◆ **What needs to be done**
Leave out the pictures, and return only the lines running from the one that contains "Convert this table" to the one that contains "type Row = [number, string, ...(string", both included, exactly as they appear.

◆ **Listed entries**

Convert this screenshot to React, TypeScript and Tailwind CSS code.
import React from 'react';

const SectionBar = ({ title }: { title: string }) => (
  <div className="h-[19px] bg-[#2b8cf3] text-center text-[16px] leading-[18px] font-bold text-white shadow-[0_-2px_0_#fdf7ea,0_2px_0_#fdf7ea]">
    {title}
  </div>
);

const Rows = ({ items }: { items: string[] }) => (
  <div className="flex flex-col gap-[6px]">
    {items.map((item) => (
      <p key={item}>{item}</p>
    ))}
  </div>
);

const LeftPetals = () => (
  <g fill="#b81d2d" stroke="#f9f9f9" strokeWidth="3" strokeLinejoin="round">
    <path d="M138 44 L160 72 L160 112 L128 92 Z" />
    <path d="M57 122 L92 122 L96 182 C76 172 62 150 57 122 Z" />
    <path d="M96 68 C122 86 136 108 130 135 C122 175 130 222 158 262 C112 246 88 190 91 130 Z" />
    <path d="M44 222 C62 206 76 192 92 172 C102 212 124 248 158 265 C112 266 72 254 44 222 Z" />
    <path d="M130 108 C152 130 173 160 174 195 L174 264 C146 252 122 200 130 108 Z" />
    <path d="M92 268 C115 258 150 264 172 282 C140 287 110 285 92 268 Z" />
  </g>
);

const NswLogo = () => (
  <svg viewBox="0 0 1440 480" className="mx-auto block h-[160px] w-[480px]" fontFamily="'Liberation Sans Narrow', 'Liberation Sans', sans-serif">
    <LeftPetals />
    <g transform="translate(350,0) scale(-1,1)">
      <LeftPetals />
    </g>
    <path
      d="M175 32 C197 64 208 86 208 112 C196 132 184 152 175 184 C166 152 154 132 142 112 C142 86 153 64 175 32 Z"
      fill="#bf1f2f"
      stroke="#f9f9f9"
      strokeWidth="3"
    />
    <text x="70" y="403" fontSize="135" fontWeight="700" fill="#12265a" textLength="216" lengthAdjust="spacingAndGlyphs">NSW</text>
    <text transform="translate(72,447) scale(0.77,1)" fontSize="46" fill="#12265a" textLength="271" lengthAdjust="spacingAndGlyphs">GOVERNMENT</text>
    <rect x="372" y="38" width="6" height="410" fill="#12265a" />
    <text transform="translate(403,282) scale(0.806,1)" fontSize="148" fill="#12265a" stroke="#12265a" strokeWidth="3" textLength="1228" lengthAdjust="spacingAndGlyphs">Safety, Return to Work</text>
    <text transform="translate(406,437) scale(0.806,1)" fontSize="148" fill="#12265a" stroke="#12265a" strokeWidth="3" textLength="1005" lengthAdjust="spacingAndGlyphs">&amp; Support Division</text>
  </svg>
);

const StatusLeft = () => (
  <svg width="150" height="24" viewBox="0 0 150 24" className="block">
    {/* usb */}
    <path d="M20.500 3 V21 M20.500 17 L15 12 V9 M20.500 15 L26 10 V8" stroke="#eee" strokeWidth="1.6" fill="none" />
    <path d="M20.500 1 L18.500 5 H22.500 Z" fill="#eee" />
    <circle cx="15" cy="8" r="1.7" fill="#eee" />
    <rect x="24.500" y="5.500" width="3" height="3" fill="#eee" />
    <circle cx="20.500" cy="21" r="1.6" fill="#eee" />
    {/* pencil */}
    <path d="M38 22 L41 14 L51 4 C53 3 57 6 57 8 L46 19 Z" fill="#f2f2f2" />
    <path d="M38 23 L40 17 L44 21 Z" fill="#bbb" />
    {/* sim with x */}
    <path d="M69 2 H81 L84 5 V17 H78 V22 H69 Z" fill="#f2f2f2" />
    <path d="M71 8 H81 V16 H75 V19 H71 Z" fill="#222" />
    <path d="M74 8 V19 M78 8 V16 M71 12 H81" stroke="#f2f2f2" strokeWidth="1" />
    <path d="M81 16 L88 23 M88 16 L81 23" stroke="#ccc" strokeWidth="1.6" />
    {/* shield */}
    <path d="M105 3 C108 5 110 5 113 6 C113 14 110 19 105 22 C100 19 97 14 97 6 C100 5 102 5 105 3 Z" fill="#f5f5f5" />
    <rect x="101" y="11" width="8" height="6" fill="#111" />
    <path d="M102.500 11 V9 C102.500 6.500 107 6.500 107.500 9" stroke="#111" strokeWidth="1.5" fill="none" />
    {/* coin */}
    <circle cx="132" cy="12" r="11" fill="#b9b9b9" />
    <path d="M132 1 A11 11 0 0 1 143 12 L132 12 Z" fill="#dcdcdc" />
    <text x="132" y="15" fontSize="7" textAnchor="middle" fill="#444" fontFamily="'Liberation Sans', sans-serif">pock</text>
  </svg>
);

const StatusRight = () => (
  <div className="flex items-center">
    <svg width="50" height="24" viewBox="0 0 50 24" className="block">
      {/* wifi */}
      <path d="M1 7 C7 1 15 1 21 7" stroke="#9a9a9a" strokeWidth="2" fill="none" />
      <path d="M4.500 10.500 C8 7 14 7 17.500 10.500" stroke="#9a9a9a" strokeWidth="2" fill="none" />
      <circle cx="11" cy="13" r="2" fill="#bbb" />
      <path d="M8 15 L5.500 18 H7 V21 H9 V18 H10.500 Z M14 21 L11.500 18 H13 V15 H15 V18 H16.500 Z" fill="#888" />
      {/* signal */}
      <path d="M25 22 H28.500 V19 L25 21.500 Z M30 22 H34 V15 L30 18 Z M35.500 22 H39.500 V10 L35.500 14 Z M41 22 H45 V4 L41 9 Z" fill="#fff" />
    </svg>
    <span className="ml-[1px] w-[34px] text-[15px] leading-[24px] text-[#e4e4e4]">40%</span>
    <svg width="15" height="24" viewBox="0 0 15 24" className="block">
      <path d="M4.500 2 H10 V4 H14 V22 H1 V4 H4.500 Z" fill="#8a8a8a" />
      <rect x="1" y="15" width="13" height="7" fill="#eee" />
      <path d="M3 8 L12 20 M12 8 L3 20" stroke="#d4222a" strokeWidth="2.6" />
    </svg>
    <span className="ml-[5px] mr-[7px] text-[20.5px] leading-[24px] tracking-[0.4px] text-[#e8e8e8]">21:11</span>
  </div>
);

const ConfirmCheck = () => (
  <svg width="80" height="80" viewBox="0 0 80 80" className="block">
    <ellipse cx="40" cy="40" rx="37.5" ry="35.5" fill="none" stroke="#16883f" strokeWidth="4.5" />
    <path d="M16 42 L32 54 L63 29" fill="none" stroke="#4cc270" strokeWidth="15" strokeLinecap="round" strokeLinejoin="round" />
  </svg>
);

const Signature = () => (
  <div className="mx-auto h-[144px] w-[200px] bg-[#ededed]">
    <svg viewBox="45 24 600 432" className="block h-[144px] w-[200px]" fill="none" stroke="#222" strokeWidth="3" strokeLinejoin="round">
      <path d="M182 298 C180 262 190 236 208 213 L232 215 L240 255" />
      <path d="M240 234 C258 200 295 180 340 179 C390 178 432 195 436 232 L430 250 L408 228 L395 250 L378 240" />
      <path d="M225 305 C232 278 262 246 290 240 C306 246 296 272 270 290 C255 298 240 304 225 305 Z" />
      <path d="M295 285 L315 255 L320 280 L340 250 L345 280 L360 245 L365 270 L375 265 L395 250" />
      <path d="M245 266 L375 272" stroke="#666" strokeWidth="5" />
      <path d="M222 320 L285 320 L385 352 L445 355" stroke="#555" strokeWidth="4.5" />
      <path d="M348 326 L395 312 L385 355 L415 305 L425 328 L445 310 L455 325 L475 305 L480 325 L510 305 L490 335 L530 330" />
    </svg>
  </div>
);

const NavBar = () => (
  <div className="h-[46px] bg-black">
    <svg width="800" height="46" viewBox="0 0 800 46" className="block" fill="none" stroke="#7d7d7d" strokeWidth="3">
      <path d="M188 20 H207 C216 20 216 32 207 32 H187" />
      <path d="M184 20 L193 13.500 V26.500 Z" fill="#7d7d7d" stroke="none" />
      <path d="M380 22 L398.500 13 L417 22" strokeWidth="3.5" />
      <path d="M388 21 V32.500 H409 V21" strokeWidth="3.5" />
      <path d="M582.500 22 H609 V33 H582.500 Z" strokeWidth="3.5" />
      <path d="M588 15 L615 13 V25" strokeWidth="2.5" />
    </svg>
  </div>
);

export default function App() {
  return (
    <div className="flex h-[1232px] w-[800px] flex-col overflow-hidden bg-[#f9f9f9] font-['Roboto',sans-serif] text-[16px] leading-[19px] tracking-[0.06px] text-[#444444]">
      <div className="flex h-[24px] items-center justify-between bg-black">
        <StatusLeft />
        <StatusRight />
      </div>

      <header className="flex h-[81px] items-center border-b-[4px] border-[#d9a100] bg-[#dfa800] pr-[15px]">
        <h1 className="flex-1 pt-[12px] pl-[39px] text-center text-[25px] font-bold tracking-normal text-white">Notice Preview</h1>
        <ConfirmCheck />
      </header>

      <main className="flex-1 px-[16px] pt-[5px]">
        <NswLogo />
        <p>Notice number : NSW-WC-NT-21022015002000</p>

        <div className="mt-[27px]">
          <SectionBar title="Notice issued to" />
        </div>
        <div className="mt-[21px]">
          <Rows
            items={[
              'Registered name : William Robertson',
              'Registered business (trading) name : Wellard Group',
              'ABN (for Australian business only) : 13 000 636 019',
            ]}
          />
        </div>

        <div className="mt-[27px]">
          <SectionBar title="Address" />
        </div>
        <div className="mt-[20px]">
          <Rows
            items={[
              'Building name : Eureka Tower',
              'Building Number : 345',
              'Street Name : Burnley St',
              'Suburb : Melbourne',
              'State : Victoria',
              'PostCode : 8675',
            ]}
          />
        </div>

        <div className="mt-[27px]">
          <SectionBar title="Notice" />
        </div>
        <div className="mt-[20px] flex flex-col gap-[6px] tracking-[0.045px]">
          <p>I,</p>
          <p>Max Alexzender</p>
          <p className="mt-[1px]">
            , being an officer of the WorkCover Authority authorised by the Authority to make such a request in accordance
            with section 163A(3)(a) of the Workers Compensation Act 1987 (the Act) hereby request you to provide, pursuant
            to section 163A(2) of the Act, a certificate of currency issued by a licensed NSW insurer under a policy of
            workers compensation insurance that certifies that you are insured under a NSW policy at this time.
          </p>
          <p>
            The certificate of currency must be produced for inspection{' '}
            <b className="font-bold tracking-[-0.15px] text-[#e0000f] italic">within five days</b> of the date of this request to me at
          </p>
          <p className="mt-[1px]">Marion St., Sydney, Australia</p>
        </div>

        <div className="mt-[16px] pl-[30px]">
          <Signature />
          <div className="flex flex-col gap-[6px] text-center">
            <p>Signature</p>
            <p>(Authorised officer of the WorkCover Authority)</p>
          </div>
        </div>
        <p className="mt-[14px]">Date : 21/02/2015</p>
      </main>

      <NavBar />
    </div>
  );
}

--

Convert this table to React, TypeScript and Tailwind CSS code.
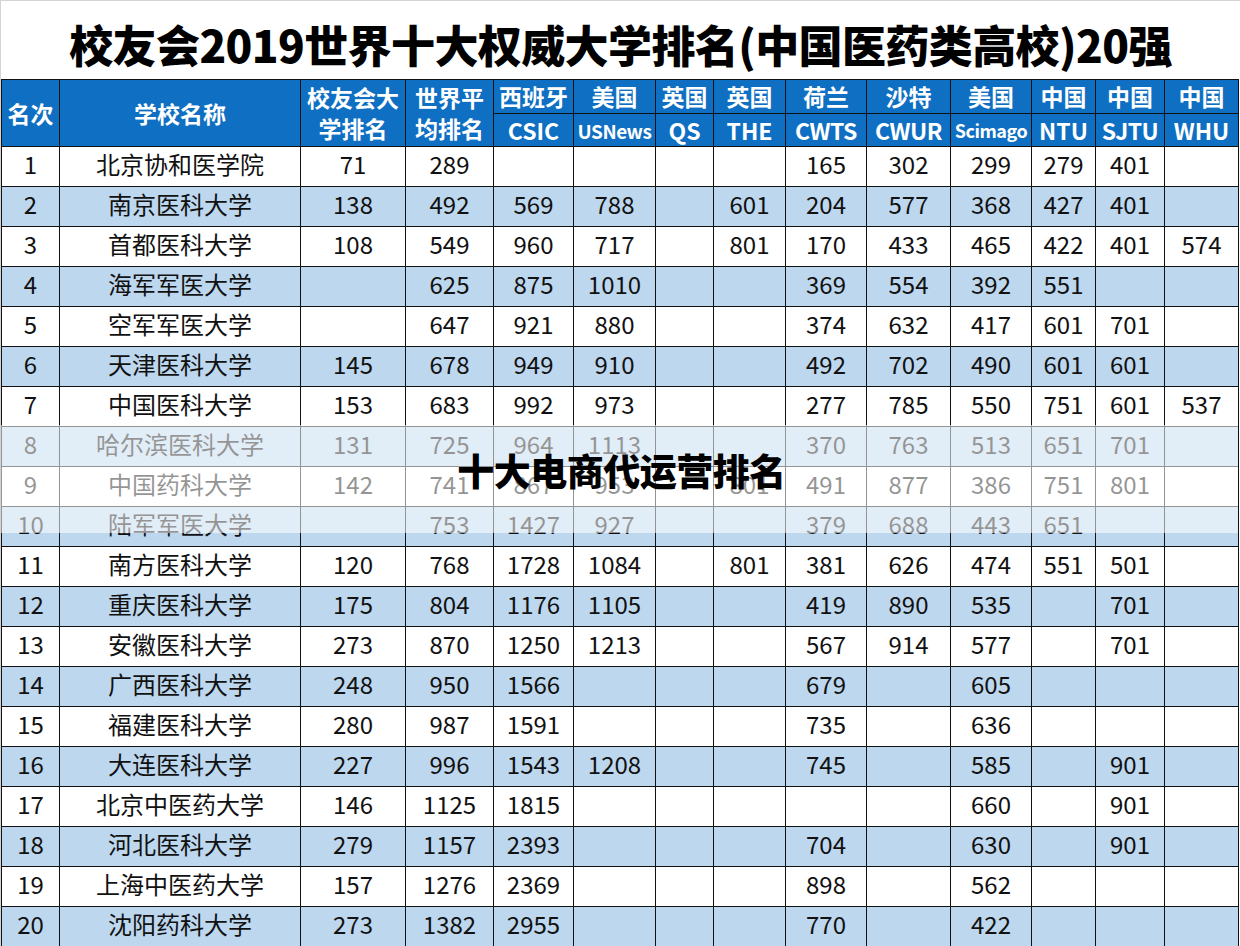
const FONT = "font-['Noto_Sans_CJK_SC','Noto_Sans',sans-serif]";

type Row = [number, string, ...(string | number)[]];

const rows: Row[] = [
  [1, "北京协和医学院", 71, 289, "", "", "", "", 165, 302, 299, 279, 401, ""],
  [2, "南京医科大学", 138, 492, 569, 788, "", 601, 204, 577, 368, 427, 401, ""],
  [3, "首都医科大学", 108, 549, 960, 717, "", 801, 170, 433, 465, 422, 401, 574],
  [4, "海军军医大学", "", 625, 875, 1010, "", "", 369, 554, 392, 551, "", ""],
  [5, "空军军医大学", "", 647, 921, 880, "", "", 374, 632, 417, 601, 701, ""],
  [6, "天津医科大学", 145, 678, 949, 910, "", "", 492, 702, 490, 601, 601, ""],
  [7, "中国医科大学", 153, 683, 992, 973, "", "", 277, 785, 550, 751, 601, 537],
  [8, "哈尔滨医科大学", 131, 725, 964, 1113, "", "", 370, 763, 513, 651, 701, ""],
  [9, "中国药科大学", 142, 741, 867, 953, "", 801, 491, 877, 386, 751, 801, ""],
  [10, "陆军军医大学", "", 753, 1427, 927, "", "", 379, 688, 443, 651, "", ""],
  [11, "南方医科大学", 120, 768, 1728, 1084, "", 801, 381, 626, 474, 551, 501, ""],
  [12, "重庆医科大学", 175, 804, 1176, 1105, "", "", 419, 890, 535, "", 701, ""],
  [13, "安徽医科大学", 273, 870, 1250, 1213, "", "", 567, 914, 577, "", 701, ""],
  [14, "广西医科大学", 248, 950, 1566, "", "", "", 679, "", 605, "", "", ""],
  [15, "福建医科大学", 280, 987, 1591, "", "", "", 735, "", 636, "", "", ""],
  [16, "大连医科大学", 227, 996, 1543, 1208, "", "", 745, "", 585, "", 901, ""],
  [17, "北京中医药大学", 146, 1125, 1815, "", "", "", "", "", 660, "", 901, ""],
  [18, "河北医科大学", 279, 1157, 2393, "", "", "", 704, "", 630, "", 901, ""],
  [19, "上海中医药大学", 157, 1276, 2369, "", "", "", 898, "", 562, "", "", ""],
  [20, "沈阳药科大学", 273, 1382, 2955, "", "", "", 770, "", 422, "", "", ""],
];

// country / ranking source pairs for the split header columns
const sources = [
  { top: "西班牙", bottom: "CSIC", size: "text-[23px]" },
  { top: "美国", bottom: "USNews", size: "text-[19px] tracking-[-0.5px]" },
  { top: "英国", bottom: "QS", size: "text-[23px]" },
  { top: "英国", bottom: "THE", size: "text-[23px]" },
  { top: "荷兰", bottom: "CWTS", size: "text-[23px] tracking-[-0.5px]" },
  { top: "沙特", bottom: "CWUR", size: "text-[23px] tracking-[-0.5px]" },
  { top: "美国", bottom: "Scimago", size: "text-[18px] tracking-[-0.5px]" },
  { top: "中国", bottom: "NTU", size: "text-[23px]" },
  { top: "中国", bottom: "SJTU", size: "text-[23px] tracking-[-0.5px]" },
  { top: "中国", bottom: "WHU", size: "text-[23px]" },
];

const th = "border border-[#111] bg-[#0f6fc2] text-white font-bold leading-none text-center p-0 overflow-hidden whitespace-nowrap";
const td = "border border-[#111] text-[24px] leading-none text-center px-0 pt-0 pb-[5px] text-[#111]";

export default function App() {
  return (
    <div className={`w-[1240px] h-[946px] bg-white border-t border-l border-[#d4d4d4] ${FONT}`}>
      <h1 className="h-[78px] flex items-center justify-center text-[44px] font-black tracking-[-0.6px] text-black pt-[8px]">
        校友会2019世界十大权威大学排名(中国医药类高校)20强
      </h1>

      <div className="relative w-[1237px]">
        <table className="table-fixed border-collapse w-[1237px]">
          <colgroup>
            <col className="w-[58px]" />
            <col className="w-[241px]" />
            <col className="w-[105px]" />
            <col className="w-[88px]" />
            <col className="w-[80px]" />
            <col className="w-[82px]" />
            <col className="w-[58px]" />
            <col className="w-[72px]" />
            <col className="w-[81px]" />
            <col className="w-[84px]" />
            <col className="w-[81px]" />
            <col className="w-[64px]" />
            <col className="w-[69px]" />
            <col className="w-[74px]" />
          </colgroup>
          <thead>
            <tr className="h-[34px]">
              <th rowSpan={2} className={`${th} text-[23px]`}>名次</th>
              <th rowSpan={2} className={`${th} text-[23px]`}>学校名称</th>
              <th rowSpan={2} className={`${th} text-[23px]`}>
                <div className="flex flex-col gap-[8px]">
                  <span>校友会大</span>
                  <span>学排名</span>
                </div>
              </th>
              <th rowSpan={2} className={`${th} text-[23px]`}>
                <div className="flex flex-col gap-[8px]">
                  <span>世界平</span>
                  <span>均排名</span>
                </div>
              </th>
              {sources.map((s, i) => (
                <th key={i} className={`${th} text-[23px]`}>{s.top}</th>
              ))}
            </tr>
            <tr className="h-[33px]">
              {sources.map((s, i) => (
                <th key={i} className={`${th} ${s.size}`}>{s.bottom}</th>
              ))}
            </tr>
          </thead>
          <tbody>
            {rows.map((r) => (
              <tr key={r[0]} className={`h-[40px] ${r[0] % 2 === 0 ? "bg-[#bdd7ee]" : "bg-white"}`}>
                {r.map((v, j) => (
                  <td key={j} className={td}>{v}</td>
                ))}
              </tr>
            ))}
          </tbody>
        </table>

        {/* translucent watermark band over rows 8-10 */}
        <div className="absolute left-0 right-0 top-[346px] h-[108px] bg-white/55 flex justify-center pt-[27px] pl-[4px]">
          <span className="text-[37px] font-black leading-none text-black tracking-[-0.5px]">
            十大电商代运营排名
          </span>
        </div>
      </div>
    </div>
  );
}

◆ **Written response**
Convert this table to React, TypeScript and Tailwind CSS code.
const FONT = "font-['Noto_Sans_CJK_SC','Noto_Sans',sans-serif]";

type Row = [number, string, ...(string | number)[]];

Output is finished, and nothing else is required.